Task objective
Leave out all pictures. Return exactly the lines from the top of the material through the line containing "string; value: React.ReactNode".

Dataset content
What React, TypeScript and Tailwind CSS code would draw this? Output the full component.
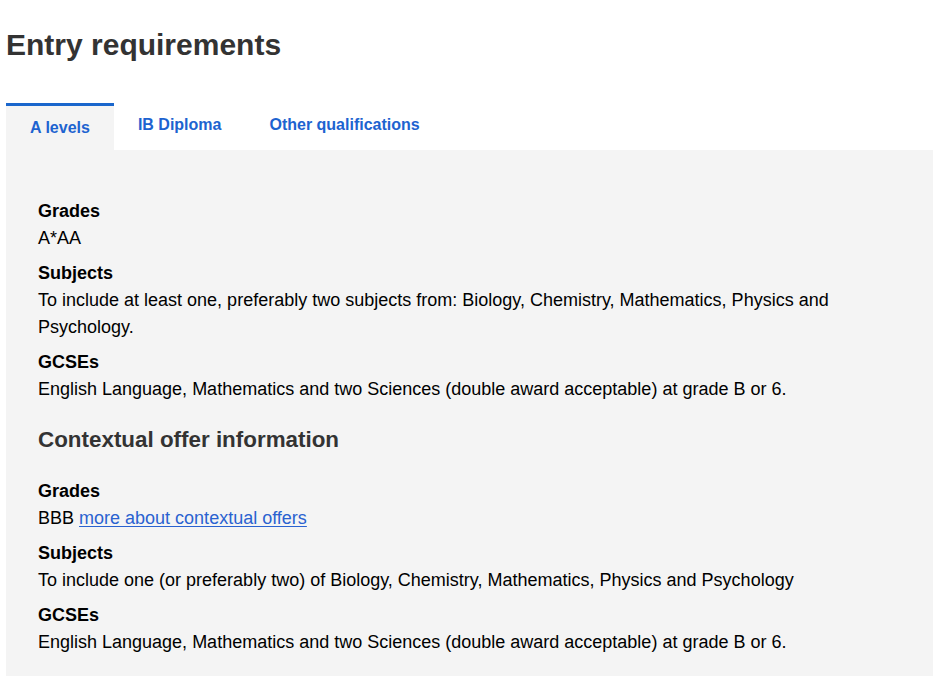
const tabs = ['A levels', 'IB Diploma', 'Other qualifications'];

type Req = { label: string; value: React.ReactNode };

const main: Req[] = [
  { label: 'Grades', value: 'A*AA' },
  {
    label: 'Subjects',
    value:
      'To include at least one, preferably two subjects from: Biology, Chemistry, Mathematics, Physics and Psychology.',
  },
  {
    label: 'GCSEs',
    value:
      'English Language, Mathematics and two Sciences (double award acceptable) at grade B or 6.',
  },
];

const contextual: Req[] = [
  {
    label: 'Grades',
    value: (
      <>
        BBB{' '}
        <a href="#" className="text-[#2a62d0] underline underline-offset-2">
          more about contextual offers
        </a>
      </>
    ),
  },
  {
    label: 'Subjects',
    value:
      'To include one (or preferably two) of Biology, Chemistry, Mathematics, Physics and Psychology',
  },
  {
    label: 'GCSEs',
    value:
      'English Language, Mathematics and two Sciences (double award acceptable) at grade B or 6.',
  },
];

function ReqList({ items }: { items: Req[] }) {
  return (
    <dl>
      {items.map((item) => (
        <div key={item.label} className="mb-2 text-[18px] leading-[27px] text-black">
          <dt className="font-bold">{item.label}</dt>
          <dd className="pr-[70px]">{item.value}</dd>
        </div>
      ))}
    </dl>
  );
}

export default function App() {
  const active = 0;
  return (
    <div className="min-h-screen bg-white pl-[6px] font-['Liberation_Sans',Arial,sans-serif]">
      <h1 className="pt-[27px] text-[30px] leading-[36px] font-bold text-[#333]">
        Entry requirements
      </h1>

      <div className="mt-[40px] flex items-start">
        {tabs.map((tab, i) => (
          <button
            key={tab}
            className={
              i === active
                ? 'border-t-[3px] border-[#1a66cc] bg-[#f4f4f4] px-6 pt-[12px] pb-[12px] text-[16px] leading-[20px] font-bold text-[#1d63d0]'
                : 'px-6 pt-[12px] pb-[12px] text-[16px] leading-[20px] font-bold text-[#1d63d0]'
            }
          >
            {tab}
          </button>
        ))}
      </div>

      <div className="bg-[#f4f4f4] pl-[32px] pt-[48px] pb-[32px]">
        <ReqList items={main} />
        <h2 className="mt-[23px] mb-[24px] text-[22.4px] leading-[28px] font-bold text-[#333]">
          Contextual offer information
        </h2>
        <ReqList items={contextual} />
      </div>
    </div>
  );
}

Response for this exercise
What React, TypeScript and Tailwind CSS code would draw this? Output the full component.
const tabs = ['A levels', 'IB Diploma', 'Other qualifications'];

type Req = { label: string; value: React.ReactNode };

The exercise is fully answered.